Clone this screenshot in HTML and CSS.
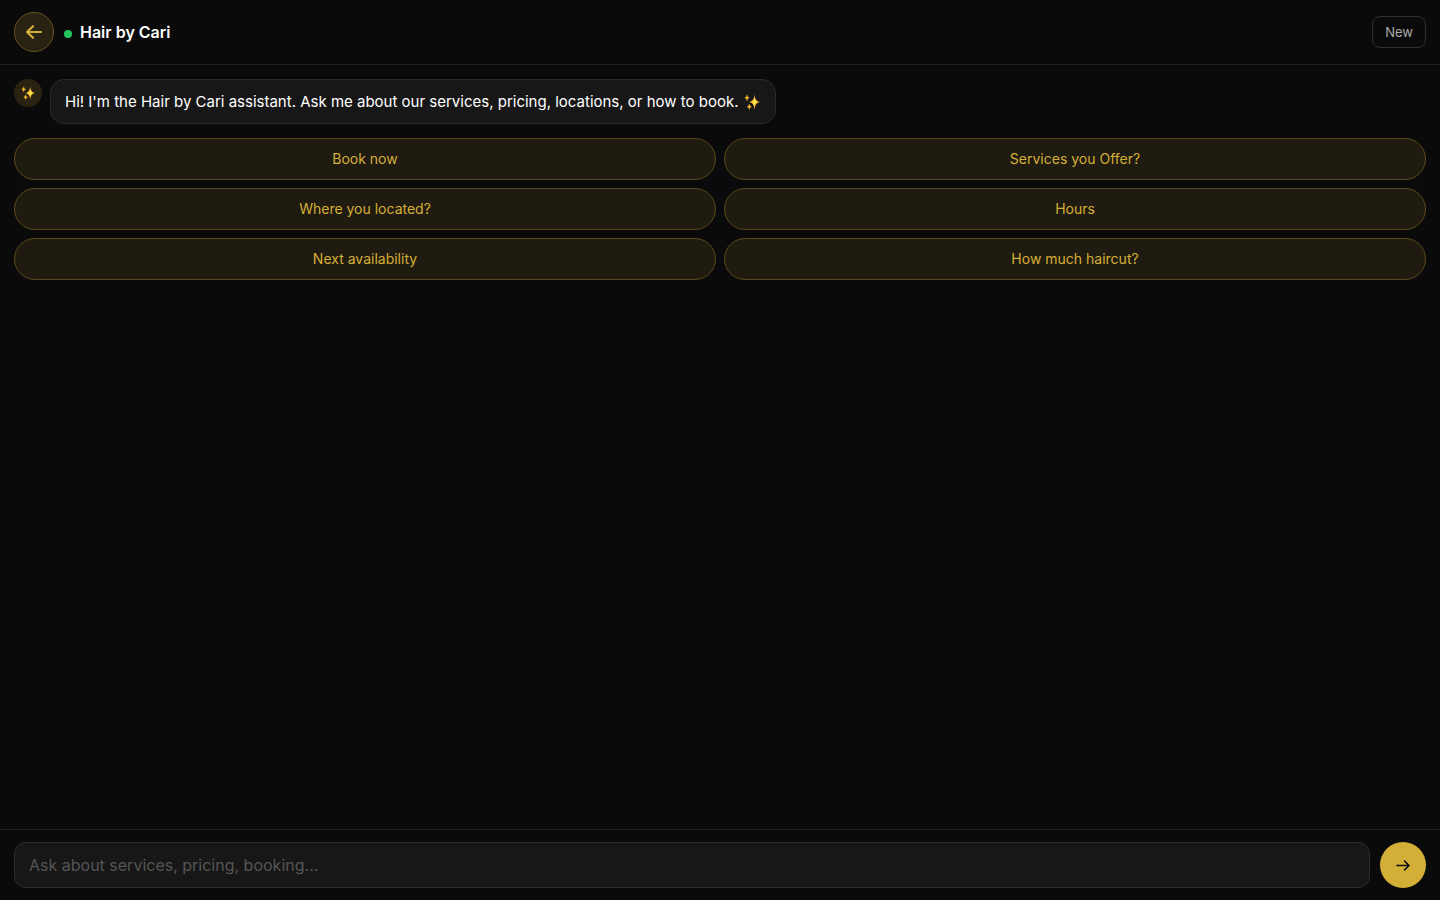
FILE: index.html
```html
<!DOCTYPE html>
<html lang="en">
<head>
<meta charset="utf-8">
<meta name="viewport" content="width=device-width, initial-scale=1">
<title>Hair by Cari</title>
<link rel="stylesheet" href="styles.css">
</head>
<body>
<svg width="0" height="0" class="sprite" aria-hidden="true">
  <symbol id="sparkles" viewBox="0 0 16 16">
    <path fill="#e9a52b" d="M10.5 .5 Q10.9 7.300 16 8 Q10.900 8.700 10.500 15.500 Q10.100 8.700 5 8 Q10.100 7.300 10.500 .5Z"/>
    <path fill="#ffe24a" d="M10.500 4 Q10.900 7.400 13.600 8 Q10.900 8.600 10.500 12 Q10.100 8.600 7.400 8 Q10.100 7.400 10.500 4Z" stroke="#ffe24a" stroke-width=".5"/>
    <path fill="#f5b92e" stroke="#f5b92e" stroke-width=".3" d="M3 .8 Q3.300 3.300 5.300 3.800 Q3.300 4.300 3 6.800 Q2.700 4.300 .7 3.800 Q2.700 3.300 3 .8Z"/>
    <path fill="#f5b92e" stroke="#f5b92e" stroke-width=".3" d="M5.300 10 Q5.600 12.300 7.500 12.800 Q5.600 13.300 5.300 15.600 Q5 13.300 3.100 12.800 Q5 12.300 5.300 10Z"/>
  </symbol>
</svg>
<div class="chat">
  <header class="header">
    <button class="back" type="button" aria-label="Back">
      <svg width="20" height="20" viewBox="0 0 20 20" fill="none" stroke="currentColor" stroke-width="2.200" stroke-linecap="round" stroke-linejoin="round"><path d="M17 10H3M9 4.200L3 10l6 5.800"/></svg>
    </button>
    <div class="brand">
      <span class="status"></span>
      <h1 class="title">Hair by Cari</h1>
    </div>
    <button class="new" type="button">New</button>
  </header>
  <main class="messages">
    <div class="message">
      <div class="avatar"><svg width="14" height="14" aria-hidden="true"><use href="#sparkles"/></svg></div>
      <p class="bubble">Hi! I'm the Hair by Cari assistant. Ask me about our services, pricing, locations, or how to book. <svg class="emoji" width="18" height="16" aria-hidden="true"><use href="#sparkles"/></svg></p>
    </div>
    <div class="chips">
      <button class="chip" type="button">Book now</button>
      <button class="chip" type="button">Services you Offer?</button>
      <button class="chip" type="button">Where you located?</button>
      <button class="chip" type="button">Hours</button>
      <button class="chip" type="button">Next availability</button>
      <button class="chip" type="button">How much haircut?</button>
    </div>
  </main>
  <form class="composer">
    <input class="field" type="text" aria-label="Message" placeholder="Ask about services, pricing, booking...">
    <button class="send" type="button" aria-label="Send">
      <svg width="16" height="16" viewBox="0 0 16 16" fill="none" stroke="currentColor" stroke-width="1.600" stroke-linecap="round" stroke-linejoin="round"><path d="M2 8.500h12M9.500 4l4.500 4.500-4.500 4.500"/></svg>
    </button>
  </form>
</div>
</body>
</html>
```
FILE: styles.css
```css
* { box-sizing: border-box; }
body {
  margin: 0;
  background: #0a0a0a;
  color: #fff;
  font-family: Inter, "Liberation Sans", sans-serif;
}
button, input { font: inherit; }
.sprite { position: absolute; }
.chat { display: flex; flex-direction: column; min-height: 100vh; }
.header {
  display: flex;
  align-items: center;
  gap: 10px;
  padding: 12px 14px;
  border-bottom: 1px solid #1f1f1f;
}
.back {
  display: flex;
  align-items: center;
  justify-content: center;
  width: 40px;
  height: 40px;
  padding: 0;
  border: 1px solid #66541e;
  border-radius: 50%;
  background: #282212;
  color: #d4af37;
}
.brand { display: flex; flex: 1; align-items: center; gap: 8px; }
.status { width: 8px; height: 8px; margin-top: 3px; border-radius: 50%; background: #22c55e; }
.title { margin: 0; font-size: 16px; line-height: 20px; font-weight: 600; }
.new {
  height: 32px;
  padding: 0 12px;
  border: 1px solid #2e2e2e;
  border-radius: 8px;
  background: transparent;
  color: #aaa;
  font-size: 13px;
}
.messages { display: flex; flex: 1; flex-direction: column; gap: 14px; padding: 14px; }
.message { display: flex; align-items: flex-start; gap: 8px; }
.avatar {
  display: flex;
  align-items: center;
  justify-content: center;
  flex: none;
  width: 28px;
  height: 28px;
  border-radius: 50%;
  background: #2a2312;
}
.bubble {
  margin: 0;
  padding: 11px 14px;
  border: 1px solid #2a2a2a;
  border-radius: 14px;
  background: #171717;
  font-size: 15px;
  line-height: 21px;
}
.emoji { vertical-align: -3px; }
.chips { display: grid; grid-template-columns: 1fr 1fr; gap: 8px; }
.chip {
  height: 42px;
  padding: 0 14px 2px;
  border: 1px solid #5a491a;
  border-radius: 21px;
  background: #201b10;
  color: #d4af37;
  font-size: 14px;
}
.composer {
  display: flex;
  align-items: center;
  gap: 10px;
  padding: 12px 14px;
  border-top: 1px solid #1f1f1f;
}
.field {
  flex: 1;
  min-width: 0;
  height: 46px;
  padding: 0 14px;
  border: 1px solid #2e2e2e;
  border-radius: 12px;
  background: #171717;
  color: #fff;
  font-size: 16px;
}
.field::placeholder { color: #555; opacity: 1; }
.send {
  display: flex;
  align-items: center;
  justify-content: center;
  width: 46px;
  height: 46px;
  padding: 0;
  border: 0;
  border-radius: 50%;
  background: #d4af37;
  color: #0a0a0a;
}
```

* * * * * * * * *

Leave out the pictures and output the rest of the material exactly as written.

Written response:
Clone this screenshot in HTML and CSS.
FILE: index.html
```html
<!DOCTYPE html>
<html lang="en">
<head>
<meta charset="utf-8">
<meta name="viewport" content="width=device-width, initial-scale=1">
<title>Hair by Cari</title>
<link rel="stylesheet" href="styles.css">
</head>
<body>
<svg width="0" height="0" class="sprite" aria-hidden="true">
  <symbol id="sparkles" viewBox="0 0 16 16">
    <path fill="#e9a52b" d="M10.5 .5 Q10.9 7.300 16 8 Q10.900 8.700 10.500 15.500 Q10.100 8.700 5 8 Q10.100 7.300 10.500 .5Z"/>
    <path fill="#ffe24a" d="M10.500 4 Q10.900 7.400 13.600 8 Q10.900 8.600 10.500 12 Q10.100 8.600 7.400 8 Q10.100 7.400 10.500 4Z" stroke="#ffe24a" stroke-width=".5"/>
    <path fill="#f5b92e" stroke="#f5b92e" stroke-width=".3" d="M3 .8 Q3.300 3.300 5.300 3.800 Q3.300 4.300 3 6.800 Q2.700 4.300 .7 3.800 Q2.700 3.300 3 .8Z"/>
    <path fill="#f5b92e" stroke="#f5b92e" stroke-width=".3" d="M5.300 10 Q5.600 12.300 7.500 12.800 Q5.600 13.300 5.300 15.600 Q5 13.300 3.100 12.800 Q5 12.300 5.300 10Z"/>
  </symbol>
</svg>
<div class="chat">
  <header class="header">
    <button class="back" type="button" aria-label="Back">
      <svg width="20" height="20" viewBox="0 0 20 20" fill="none" stroke="currentColor" stroke-width="2.200" stroke-linecap="round" stroke-linejoin="round"><path d="M17 10H3M9 4.200L3 10l6 5.800"/></svg>
    </button>
    <div class="brand">
      <span class="status"></span>
      <h1 class="title">Hair by Cari</h1>
    </div>
    <button class="new" type="button">New</button>
  </header>
  <main class="messages">
    <div class="message">
      <div class="avatar"><svg width="14" height="14" aria-hidden="true"><use href="#sparkles"/></svg></div>
      <p class="bubble">Hi! I'm the Hair by Cari assistant. Ask me about our services, pricing, locations, or how to book. <svg class="emoji" width="18" height="16" aria-hidden="true"><use href="#sparkles"/></svg></p>
    </div>
    <div class="chips">
      <button class="chip" type="button">Book now</button>
      <button class="chip" type="button">Services you Offer?</button>
      <button class="chip" type="button">Where you located?</button>
      <button class="chip" type="button">Hours</button>
      <button class="chip" type="button">Next availability</button>
      <button class="chip" type="button">How much haircut?</button>
    </div>
  </main>
  <form class="composer">
    <input class="field" type="text" aria-label="Message" placeholder="Ask about services, pricing, booking...">
    <button class="send" type="button" aria-label="Send">
      <svg width="16" height="16" viewBox="0 0 16 16" fill="none" stroke="currentColor" stroke-width="1.600" stroke-linecap="round" stroke-linejoin="round"><path d="M2 8.500h12M9.500 4l4.500 4.500-4.500 4.500"/></svg>
    </button>
  </form>
</div>
</body>
</html>
```
FILE: styles.css
```css
* { box-sizing: border-box; }
body {
  margin: 0;
  background: #0a0a0a;
  color: #fff;
  font-family: Inter, "Liberation Sans", sans-serif;
}
button, input { font: inherit; }
.sprite { position: absolute; }
.chat { display: flex; flex-direction: column; min-height: 100vh; }
.header {
  display: flex;
  align-items: center;
  gap: 10px;
  padding: 12px 14px;
  border-bottom: 1px solid #1f1f1f;
}
.back {
  display: flex;
  align-items: center;
  justify-content: center;
  width: 40px;
  height: 40px;
  padding: 0;
  border: 1px solid #66541e;
  border-radius: 50%;
  background: #282212;
  color: #d4af37;
}
.brand { display: flex; flex: 1; align-items: center; gap: 8px; }
.status { width: 8px; height: 8px; margin-top: 3px; border-radius: 50%; background: #22c55e; }
.title { margin: 0; font-size: 16px; line-height: 20px; font-weight: 600; }
.new {
  height: 32px;
  padding: 0 12px;
  border: 1px solid #2e2e2e;
  border-radius: 8px;
  background: transparent;
  color: #aaa;
  font-size: 13px;
}
.messages { display: flex; flex: 1; flex-direction: column; gap: 14px; padding: 14px; }
.message { display: flex; align-items: flex-start; gap: 8px; }
.avatar {
  display: flex;
  align-items: center;
  justify-content: center;
  flex: none;
  width: 28px;
  height: 28px;
  border-radius: 50%;
  background: #2a2312;
}
.bubble {
  margin: 0;
  padding: 11px 14px;
  border: 1px solid #2a2a2a;
  border-radius: 14px;
  background: #171717;
  font-size: 15px;
  line-height: 21px;
}
.emoji { vertical-align: -3px; }
.chips { display: grid; grid-template-columns: 1fr 1fr; gap: 8px; }
.chip {
  height: 42px;
  padding: 0 14px 2px;
  border: 1px solid #5a491a;
  border-radius: 21px;
  background: #201b10;
  color: #d4af37;
  font-size: 14px;
}
.composer {
  display: flex;
  align-items: center;
  gap: 10px;
  padding: 12px 14px;
  border-top: 1px solid #1f1f1f;
}
.field {
  flex: 1;
  min-width: 0;
  height: 46px;
  padding: 0 14px;
  border: 1px solid #2e2e2e;
  border-radius: 12px;
  background: #171717;
  color: #fff;
  font-size: 16px;
}
.field::placeholder { color: #555; opacity: 1; }
.send {
  display: flex;
  align-items: center;
  justify-content: center;
  width: 46px;
  height: 46px;
  padding: 0;
  border: 0;
  border-radius: 50%;
  background: #d4af37;
  color: #0a0a0a;
}
```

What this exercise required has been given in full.